Thursday, 10 April 2014
Ship Worms UK and the Flying Foam West Shore Llandudno
An interesting project is underway at Bournemouth University to develop a national and international database about shipworms. Project leader is Paola Palma, programme leader in MSc Maritime Archaeology at Bournemouth University, whose research interests include the monitoring, degradation, and preservation of Underwater Cultural Heritage. The boring molluscs of the Teredinidae family, commonly known as shipworms, are notorious for the high level of damage they cause in wooden ships and other structures in the marine environment. Indeed the destructive potential of shipworm, especially to archaeological wood, is often underestimated. Internally, attacked timbers may be thoroughly honeycombed although externally the wood may look intact.
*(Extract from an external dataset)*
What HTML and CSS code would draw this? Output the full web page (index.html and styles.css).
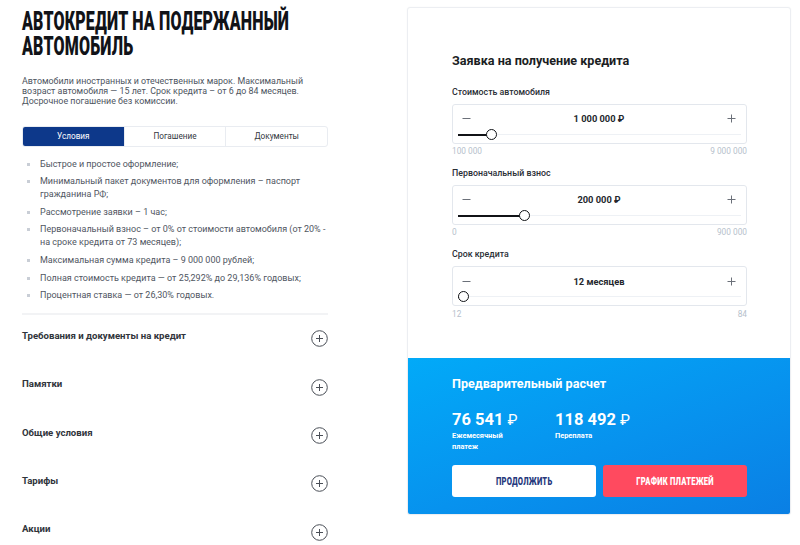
FILE: index.html
```html
<!DOCTYPE html>
<html lang="ru">
<head>
<meta charset="utf-8">
<title>Автокредит на подержанный автомобиль</title>
<link rel="stylesheet" href="styles.css">
</head>
<body>
<main class="page">
  <section class="info">
    <h1 class="title"><span class="title-line">АВТОКРЕДИТ НА ПОДЕРЖАННЫЙ</span><span class="title-line">АВТОМОБИЛЬ</span></h1>
    <p class="lead">Автомобили иностранных и отечественных марок. Максимальный возраст автомобиля — 15 лет. Срок кредита – от 6 до 84 месяцев. Досрочное погашение без комиссии.</p>
    <div class="tabs">
      <div class="tab tab-active">Условия</div>
      <div class="tab">Погашение</div>
      <div class="tab">Документы</div>
    </div>
    <ul class="conds">
      <li>Быстрое и простое оформление;</li>
      <li>Минимальный пакет документов для оформления – паспорт гражданина РФ;</li>
      <li>Рассмотрение заявки – 1 час;</li>
      <li>Первоначальный взнос – от 0% от стоимости автомобиля (от 20% - на сроке кредита от 73 месяцев);</li>
      <li>Максимальная сумма кредита – 9 000 000 рублей;</li>
      <li>Полная стоимость кредита — от 25,292% до 29,136% годовых;</li>
      <li>Процентная ставка — от 26,30% годовых.</li>
    </ul>
    <div class="accordion">
      <div class="acc-item"><span class="acc-title">Требования и документы на кредит</span><svg class="acc-icon" width="17" height="17" viewBox="0 0 17 17"><circle cx="8.5" cy="8.5" r="7.8" fill="none" stroke="#4a4f57" stroke-width="1"/><path d="M8.5 5v7M5 8.5h7" stroke="#4a4f57" stroke-width="1"/></svg></div>
      <div class="acc-item"><span class="acc-title">Памятки</span><svg class="acc-icon" width="17" height="17" viewBox="0 0 17 17"><circle cx="8.5" cy="8.5" r="7.8" fill="none" stroke="#4a4f57" stroke-width="1"/><path d="M8.5 5v7M5 8.5h7" stroke="#4a4f57" stroke-width="1"/></svg></div>
      <div class="acc-item"><span class="acc-title">Общие условия</span><svg class="acc-icon" width="17" height="17" viewBox="0 0 17 17"><circle cx="8.5" cy="8.5" r="7.8" fill="none" stroke="#4a4f57" stroke-width="1"/><path d="M8.5 5v7M5 8.5h7" stroke="#4a4f57" stroke-width="1"/></svg></div>
      <div class="acc-item"><span class="acc-title">Тарифы</span><svg class="acc-icon" width="17" height="17" viewBox="0 0 17 17"><circle cx="8.5" cy="8.5" r="7.8" fill="none" stroke="#4a4f57" stroke-width="1"/><path d="M8.5 5v7M5 8.5h7" stroke="#4a4f57" stroke-width="1"/></svg></div>
      <div class="acc-item"><span class="acc-title">Акции</span><svg class="acc-icon" width="17" height="17" viewBox="0 0 17 17"><circle cx="8.5" cy="8.5" r="7.8" fill="none" stroke="#4a4f57" stroke-width="1"/><path d="M8.5 5v7M5 8.5h7" stroke="#4a4f57" stroke-width="1"/></svg></div>
    </div>
  </section>

  <aside class="calc">
    <div class="calc-form">
      <h2 class="calc-title">Заявка на получение кредита</h2>

      <div class="group">
        <div class="group-label">Стоимость автомобиля</div>
        <div class="field">
          <div class="field-row">
            <svg class="step" width="9" height="9" viewBox="0 0 9 9"><path d="M0.5 4.5h8" stroke="#6b7079" stroke-width="1"/></svg>
            <span class="field-value">1 000 000 ₽</span>
            <svg class="step" width="9" height="9" viewBox="0 0 9 9"><path d="M0.5 4.5h8M4.5 0.5v8" stroke="#6b7079" stroke-width="1"/></svg>
          </div>
          <div class="track"><div class="track-fill" style="width:33.3px"></div><div class="thumb" style="left:33.3px"></div></div>
        </div>
        <div class="range"><span>100 000</span><span>9 000 000</span></div>
      </div>

      <div class="group">
        <div class="group-label">Первоначальный взнос</div>
        <div class="field">
          <div class="field-row">
            <svg class="step" width="9" height="9" viewBox="0 0 9 9"><path d="M0.5 4.5h8" stroke="#6b7079" stroke-width="1"/></svg>
            <span class="field-value">200 000 ₽</span>
            <svg class="step" width="9" height="9" viewBox="0 0 9 9"><path d="M0.5 4.5h8M4.5 0.5v8" stroke="#6b7079" stroke-width="1"/></svg>
          </div>
          <div class="track"><div class="track-fill" style="width:66.6px"></div><div class="thumb" style="left:66.6px"></div></div>
        </div>
        <div class="range"><span>0</span><span>900 000</span></div>
      </div>

      <div class="group">
        <div class="group-label">Срок кредита</div>
        <div class="field">
          <div class="field-row">
            <svg class="step" width="9" height="9" viewBox="0 0 9 9"><path d="M0.5 4.5h8" stroke="#6b7079" stroke-width="1"/></svg>
            <span class="field-value">12 месяцев</span>
            <svg class="step" width="9" height="9" viewBox="0 0 9 9"><path d="M0.5 4.5h8M4.5 0.5v8" stroke="#6b7079" stroke-width="1"/></svg>
          </div>
          <div class="track"><div class="track-fill" style="width:5.5px"></div><div class="thumb" style="left:5.5px"></div></div>
        </div>
        <div class="range"><span>12</span><span>84</span></div>
      </div>
    </div>

    <div class="calc-result">
      <h3 class="result-title">Предварительный расчет</h3>
      <div class="stats">
        <div class="stat stat-first">
          <div class="stat-value">76 541 <span class="rub">₽</span></div>
          <div class="stat-label">Ежемесячный платеж</div>
        </div>
        <div class="stat">
          <div class="stat-value">118 492 <span class="rub">₽</span></div>
          <div class="stat-label">Переплата</div>
        </div>
      </div>
      <div class="buttons">
        <button class="btn btn-light"><span class="btn-text">ПРОДОЛЖИТЬ</span></button>
        <button class="btn btn-red"><span class="btn-text">ГРАФИК ПЛАТЕЖЕЙ</span></button>
      </div>
    </div>
  </aside>
</main>
</body>
</html>
```

FILE: styles.css
```css
* { box-sizing: border-box; }

html, body {
  margin: 0;
  padding: 0;
  background: #ffffff;
  font-family: Roboto, "Liberation Sans", Arial, sans-serif;
  color: #2b2f36;
}

.page {
  display: flex;
  align-items: flex-start;
  gap: 79px;
  padding-left: 22px;
  width: 800px;
  height: 545px;
  overflow: hidden;
}

/* ---------- left column ---------- */
.info {
  width: 306px;
  flex: none;
}

.title {
  margin: 9px 0 0;
  font-size: 25px;
  line-height: 25px;
  font-weight: 900;
  color: #111318;
  white-space: nowrap;
  height: 50px;
}

.title-line {
  display: block;
  width: max-content;
  height: 25px;
  transform: scaleX(0.64);
  transform-origin: left top;
  letter-spacing: 0.3px;
}

.lead {
  margin: 17px 0 0;
  font-size: 8.9px;
  line-height: 10px;
  color: #4d5460;
}

.tabs {
  display: flex;
  margin-top: 19.5px;
  height: 21px;
  border: 1px solid #e9ecf1;
  border-radius: 3px;
  overflow: hidden;
}

.tab {
  flex: 1;
  display: flex;
  align-items: center;
  justify-content: center;
  font-size: 8.2px;
  color: #33373e;
  border-left: 1px solid #e9ecf1;
}

.tab:first-child { border-left: 0; }

.tab-active {
  background: #0d388a;
  color: #ffffff;
}

.conds {
  list-style: none;
  margin: 11px 0 0;
  padding: 0 0 0 18px;
}

.conds li {
  position: relative;
  font-size: 9px;
  line-height: 12.6px;
  color: #50565f;
  margin-bottom: 5.2px;
}

.conds li::before {
  content: "";
  position: absolute;
  left: -13px;
  top: 5px;
  width: 3px;
  height: 3px;
  background: #c9ced6;
}

.accordion {
  margin-top: 11px;
  border-top: 2px solid #f2f3f5;
  padding-top: 14px;
}

.acc-item {
  display: flex;
  justify-content: space-between;
  align-items: flex-start;
  height: 48.3px;
}

.acc-title {
  font-size: 9.6px;
  line-height: 14px;
  font-weight: 700;
  color: #30343b;
}

.acc-icon {
  display: block;
  margin-top: 1.5px;
  flex: none;
}

/* ---------- right card ---------- */
.calc {
  width: 384px;
  flex: none;
  margin-top: 7px;
  border: 1px solid #eceef2;
  border-radius: 3px;
  overflow: hidden;
  background: #ffffff;
  box-shadow: 0 0 2px rgba(0, 0, 0, 0.04);
}

.calc-form {
  padding: 45px 43px 39px 44px;
}

.calc-title {
  margin: 0 0 17.5px;
  font-size: 12.6px;
  line-height: 16px;
  font-weight: 700;
  color: #1b1e23;
}

.group + .group { margin-top: 11.8px; }

.group-label {
  font-size: 8.8px;
  line-height: 11px;
  font-weight: 500;
  color: #2a2e35;
}

.field {
  margin-top: 6.2px;
  height: 40px;
  border: 1px solid #e3e7ed;
  border-radius: 3px;
  padding: 6px 5px 0;
}

.field-row {
  display: flex;
  align-items: center;
  justify-content: space-between;
  height: 16px;
  padding: 0 5px 0 4px;
}

.step { display: block; flex: none; }

.field-value {
  font-size: 9.3px;
  font-weight: 700;
  color: #24272d;
}

.track {
  position: relative;
  height: 1px;
  margin-top: 7.5px;
  background: #eef1f5;
}

.track-fill {
  height: 2px;
  margin-top: -0.5px;
  background: #111317;
}

.thumb {
  position: absolute;
  top: 0.5px;
  width: 11px;
  height: 11px;
  margin: -5.5px 0 0 -5.5px;
  border: 1.6px solid #111317;
  border-radius: 50%;
  background: #ffffff;
}

.range {
  display: flex;
  justify-content: space-between;
  margin-top: 2.3px;
  font-size: 8.3px;
  line-height: 10px;
  color: #b6bfcc;
}

/* ---------- result ---------- */
.calc-result {
  background: linear-gradient(160deg, #02aaf8 0%, #0792ee 55%, #0a7fe4 100%);
  padding: 18px 43px 17px 44px;
  color: #ffffff;
}

.result-title {
  margin: 0;
  font-size: 12.6px;
  line-height: 16px;
  font-weight: 700;
}

.stats {
  display: flex;
  margin-top: 18px;
}

.stat-first { width: 103px; }

.stat-value {
  font-size: 16.5px;
  line-height: 20px;
  font-weight: 700;
  white-space: nowrap;
}

.rub {
  font-weight: 400;
  font-size: 15px;
}

.stat-label {
  max-width: 72px;
  font-size: 7.4px;
  line-height: 11.3px;
  font-weight: 700;
}

.buttons {
  display: flex;
  gap: 7px;
  margin-top: 13px;
}

.btn {
  flex: 1;
  height: 32px;
  border: 0;
  border-radius: 3px;
  padding: 0;
  display: flex;
  align-items: center;
  justify-content: center;
  font-family: Roboto, "Liberation Sans", Arial, sans-serif;
  font-size: 10px;
  font-weight: 900;
  cursor: pointer;
}

.btn-text {
  display: inline-block;
  transform: scaleX(0.76);
  letter-spacing: 0.3px;
}

.btn-light {
  background: #ffffff;
  color: #27397d;
}

.btn-red {
  background: #ff4a5f;
  color: #ffffff;
}
```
But shipworms are not a recent problem. They were a well-known problem to all ancient mariners because of the damage they caused to the hulls of ships. In fact it was such a big issue that even poets and historians like Ovid and Pliny were writing about it in Roman times. Different approaches were taken to try and solve the problem – such as “covering the keel with a sacrificial timber called a 'worm shoe', and sheathing the hulls with lead or copper. Other attempts to remove the problem include painting the hull with tar, or lime and fish oil, or when possible, ships were run upriver into fresh water where all marine growth and borers would die in a few days. Despite these efforts and more, a huge number of ships were wrecked, across the centuries, due to shipworms attack.
With the wreck of the Flying Foam lying on the west shore, Llandudno, it will be an interesting investigation to see if the timbers are subject to any of this type of degradation.
Two ways to check this out. First a visual inspection of the timbers, and then some microscope work, of small timber samples by Paola in Bournemouth. We are hoping to write a short paper on our findings.